**REQUIRED TASK**
Read through the data and report every line in which the word "that" occurs.
[BEGIN AVAILABLE RECORDS]
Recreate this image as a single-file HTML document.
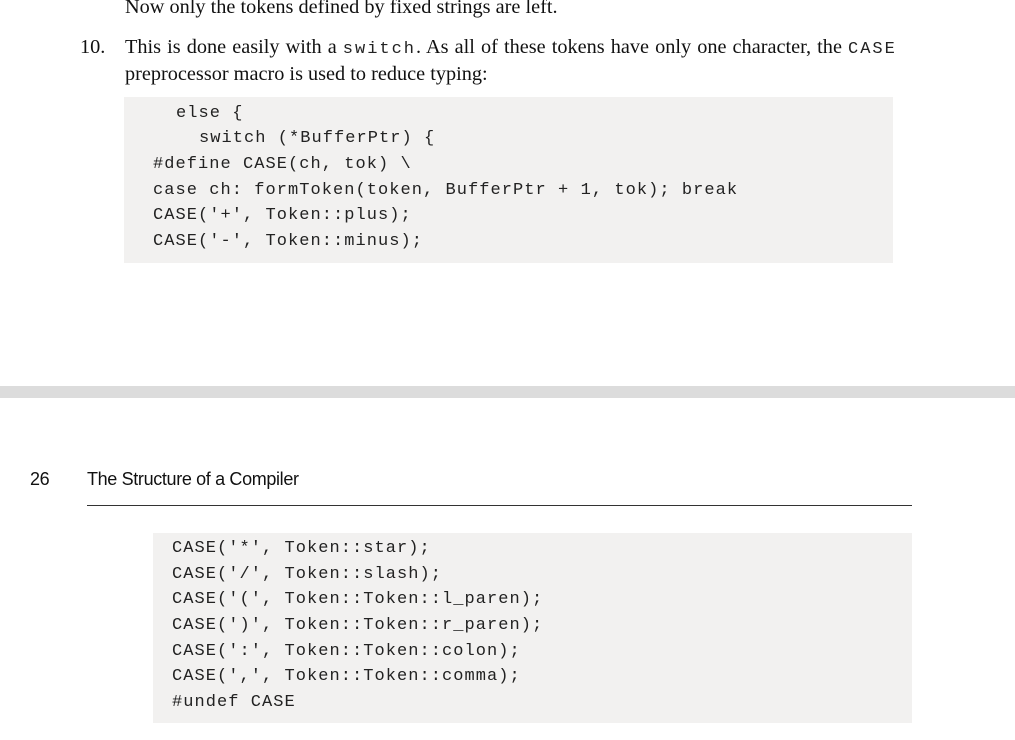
[END AVAILABLE RECORDS]
[BEGIN AVAILABLE RECORDS]
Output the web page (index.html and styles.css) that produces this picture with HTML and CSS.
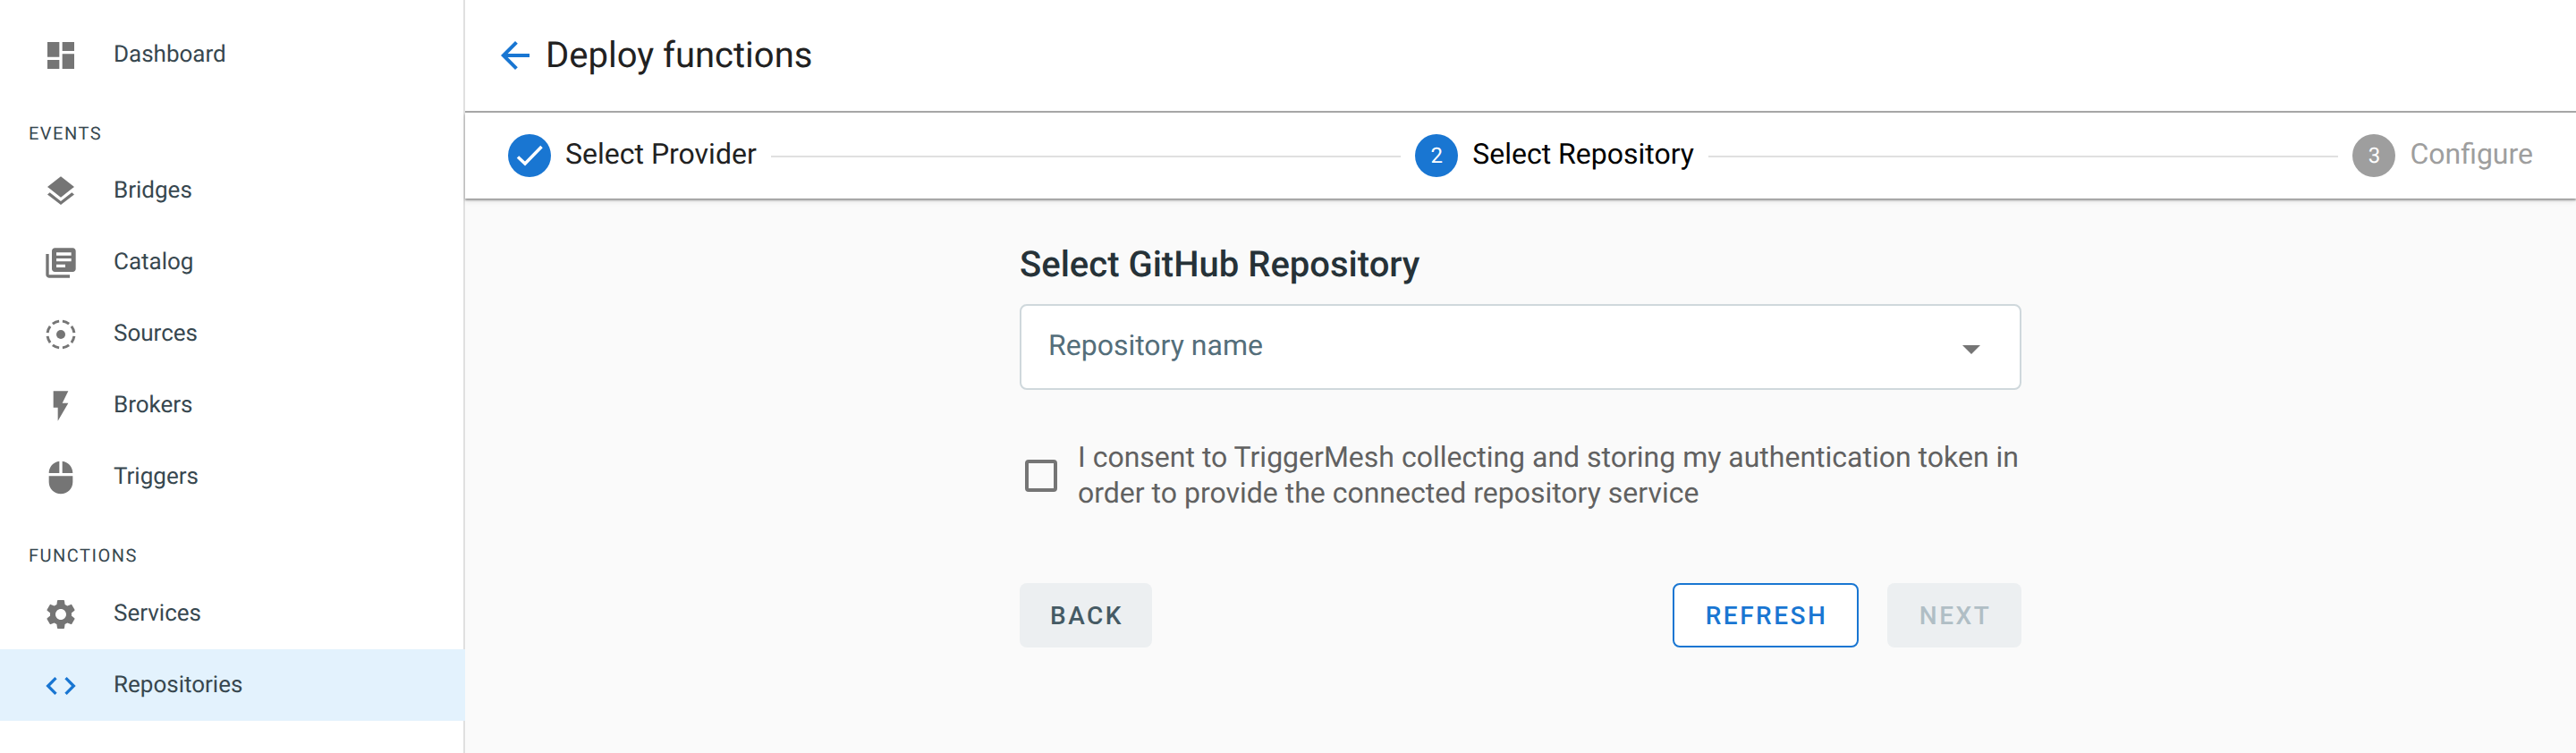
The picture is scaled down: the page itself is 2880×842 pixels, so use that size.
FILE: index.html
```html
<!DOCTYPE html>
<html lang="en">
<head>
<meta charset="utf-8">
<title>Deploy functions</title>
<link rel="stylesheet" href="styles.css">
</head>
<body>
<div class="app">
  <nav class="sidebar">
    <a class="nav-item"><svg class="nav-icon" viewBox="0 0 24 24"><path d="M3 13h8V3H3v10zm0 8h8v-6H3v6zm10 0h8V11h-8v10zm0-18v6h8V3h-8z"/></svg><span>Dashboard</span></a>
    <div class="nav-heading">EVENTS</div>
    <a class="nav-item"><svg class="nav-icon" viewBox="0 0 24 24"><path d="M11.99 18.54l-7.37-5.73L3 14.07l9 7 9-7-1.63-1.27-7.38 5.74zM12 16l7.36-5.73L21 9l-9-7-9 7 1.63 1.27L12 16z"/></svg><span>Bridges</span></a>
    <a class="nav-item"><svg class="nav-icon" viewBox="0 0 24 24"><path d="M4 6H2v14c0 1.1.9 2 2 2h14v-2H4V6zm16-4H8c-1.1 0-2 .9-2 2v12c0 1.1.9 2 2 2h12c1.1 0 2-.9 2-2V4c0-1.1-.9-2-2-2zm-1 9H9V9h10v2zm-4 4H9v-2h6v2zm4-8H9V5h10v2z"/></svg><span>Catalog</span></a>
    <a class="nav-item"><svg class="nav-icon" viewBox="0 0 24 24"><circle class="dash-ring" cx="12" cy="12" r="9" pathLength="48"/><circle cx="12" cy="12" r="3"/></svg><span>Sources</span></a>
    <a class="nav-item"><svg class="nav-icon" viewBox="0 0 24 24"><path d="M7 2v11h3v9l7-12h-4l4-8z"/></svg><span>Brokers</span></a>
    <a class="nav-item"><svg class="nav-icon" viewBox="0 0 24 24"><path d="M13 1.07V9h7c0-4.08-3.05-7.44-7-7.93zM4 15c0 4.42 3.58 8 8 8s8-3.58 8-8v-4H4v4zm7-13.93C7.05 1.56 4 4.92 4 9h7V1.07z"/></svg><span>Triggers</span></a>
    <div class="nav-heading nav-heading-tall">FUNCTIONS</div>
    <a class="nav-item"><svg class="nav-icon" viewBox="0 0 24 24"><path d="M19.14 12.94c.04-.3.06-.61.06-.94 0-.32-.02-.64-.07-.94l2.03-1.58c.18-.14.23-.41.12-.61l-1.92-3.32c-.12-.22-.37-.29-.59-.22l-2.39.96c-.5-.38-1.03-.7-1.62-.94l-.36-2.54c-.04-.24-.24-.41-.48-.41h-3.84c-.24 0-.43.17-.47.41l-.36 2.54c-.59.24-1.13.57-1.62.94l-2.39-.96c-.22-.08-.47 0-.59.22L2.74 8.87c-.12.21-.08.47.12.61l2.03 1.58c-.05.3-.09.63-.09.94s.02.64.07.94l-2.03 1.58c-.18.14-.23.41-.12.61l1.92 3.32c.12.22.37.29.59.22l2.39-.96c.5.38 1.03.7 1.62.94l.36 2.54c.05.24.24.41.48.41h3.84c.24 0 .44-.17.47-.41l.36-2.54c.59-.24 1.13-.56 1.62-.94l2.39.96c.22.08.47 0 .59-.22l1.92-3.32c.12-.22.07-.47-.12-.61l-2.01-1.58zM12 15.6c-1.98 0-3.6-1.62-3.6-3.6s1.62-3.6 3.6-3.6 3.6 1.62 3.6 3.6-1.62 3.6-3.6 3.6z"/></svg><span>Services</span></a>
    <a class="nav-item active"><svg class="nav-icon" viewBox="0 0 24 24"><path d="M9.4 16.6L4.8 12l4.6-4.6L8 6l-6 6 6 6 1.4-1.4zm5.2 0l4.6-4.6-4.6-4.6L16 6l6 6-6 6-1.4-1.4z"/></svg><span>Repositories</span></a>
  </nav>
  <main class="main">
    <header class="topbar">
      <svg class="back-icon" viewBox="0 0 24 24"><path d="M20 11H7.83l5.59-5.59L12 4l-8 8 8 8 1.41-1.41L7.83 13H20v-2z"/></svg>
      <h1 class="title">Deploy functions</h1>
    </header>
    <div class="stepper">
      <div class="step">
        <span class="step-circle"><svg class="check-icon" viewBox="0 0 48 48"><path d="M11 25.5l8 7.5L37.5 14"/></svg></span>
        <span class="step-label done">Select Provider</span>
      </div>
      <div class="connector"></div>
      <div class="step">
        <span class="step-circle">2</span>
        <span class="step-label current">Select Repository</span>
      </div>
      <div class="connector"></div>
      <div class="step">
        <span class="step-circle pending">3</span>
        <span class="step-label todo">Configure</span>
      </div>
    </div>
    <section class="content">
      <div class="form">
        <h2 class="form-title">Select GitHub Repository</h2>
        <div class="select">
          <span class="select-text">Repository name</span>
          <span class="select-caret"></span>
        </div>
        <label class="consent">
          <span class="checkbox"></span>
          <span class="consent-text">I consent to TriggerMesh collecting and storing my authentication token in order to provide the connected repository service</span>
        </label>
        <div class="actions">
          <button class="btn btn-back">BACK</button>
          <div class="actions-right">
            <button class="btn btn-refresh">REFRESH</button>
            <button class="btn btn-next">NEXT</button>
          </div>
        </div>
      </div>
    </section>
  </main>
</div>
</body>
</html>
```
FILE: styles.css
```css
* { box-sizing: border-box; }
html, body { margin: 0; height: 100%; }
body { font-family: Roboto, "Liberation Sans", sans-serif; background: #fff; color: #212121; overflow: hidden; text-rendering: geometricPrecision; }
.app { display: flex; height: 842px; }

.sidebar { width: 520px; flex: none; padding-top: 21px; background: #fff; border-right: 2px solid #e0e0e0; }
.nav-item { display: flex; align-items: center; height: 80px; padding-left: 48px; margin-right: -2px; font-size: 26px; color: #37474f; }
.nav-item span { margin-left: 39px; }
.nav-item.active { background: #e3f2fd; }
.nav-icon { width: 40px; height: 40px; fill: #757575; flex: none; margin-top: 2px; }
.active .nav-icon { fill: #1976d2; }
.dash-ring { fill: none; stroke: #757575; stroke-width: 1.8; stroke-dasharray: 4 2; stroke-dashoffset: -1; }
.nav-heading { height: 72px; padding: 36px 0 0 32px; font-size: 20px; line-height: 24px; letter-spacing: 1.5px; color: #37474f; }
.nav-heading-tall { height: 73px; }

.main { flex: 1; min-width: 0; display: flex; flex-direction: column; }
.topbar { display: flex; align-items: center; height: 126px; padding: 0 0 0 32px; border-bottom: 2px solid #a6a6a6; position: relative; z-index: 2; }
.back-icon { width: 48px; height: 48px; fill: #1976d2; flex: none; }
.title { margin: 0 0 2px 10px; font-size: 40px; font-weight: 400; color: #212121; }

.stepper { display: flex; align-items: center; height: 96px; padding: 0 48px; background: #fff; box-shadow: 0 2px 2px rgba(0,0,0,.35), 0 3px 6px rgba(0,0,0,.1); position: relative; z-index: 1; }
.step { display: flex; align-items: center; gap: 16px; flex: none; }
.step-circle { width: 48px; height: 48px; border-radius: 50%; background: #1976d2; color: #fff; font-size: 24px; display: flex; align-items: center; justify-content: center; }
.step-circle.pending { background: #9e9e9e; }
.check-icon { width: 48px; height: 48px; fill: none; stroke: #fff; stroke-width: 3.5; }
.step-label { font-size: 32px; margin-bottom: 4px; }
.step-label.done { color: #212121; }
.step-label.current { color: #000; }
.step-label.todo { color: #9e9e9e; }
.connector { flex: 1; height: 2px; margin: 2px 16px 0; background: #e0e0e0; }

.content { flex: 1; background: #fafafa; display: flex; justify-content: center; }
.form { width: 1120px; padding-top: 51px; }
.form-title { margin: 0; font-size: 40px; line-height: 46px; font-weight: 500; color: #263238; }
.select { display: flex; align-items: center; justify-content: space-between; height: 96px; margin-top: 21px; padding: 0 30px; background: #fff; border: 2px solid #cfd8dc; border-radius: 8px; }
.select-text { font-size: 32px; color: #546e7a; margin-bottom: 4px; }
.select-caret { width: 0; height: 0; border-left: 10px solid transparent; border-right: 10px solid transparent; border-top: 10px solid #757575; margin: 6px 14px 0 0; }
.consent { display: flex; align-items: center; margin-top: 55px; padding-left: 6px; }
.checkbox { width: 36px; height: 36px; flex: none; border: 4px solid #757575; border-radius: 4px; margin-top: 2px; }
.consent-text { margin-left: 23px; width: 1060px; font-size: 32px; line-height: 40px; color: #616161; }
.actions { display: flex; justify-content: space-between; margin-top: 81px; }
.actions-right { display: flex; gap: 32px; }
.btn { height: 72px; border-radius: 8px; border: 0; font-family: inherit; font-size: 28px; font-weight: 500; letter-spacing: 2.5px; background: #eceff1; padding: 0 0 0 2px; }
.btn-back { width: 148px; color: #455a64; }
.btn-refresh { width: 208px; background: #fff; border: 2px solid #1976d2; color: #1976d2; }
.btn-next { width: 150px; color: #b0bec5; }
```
[END AVAILABLE RECORDS]
**CORRECT RESULT**
Output the web page (index.html and styles.css) that produces this picture with HTML and CSS.
The picture is scaled down: the page itself is 2880×842 pixels, so use that size.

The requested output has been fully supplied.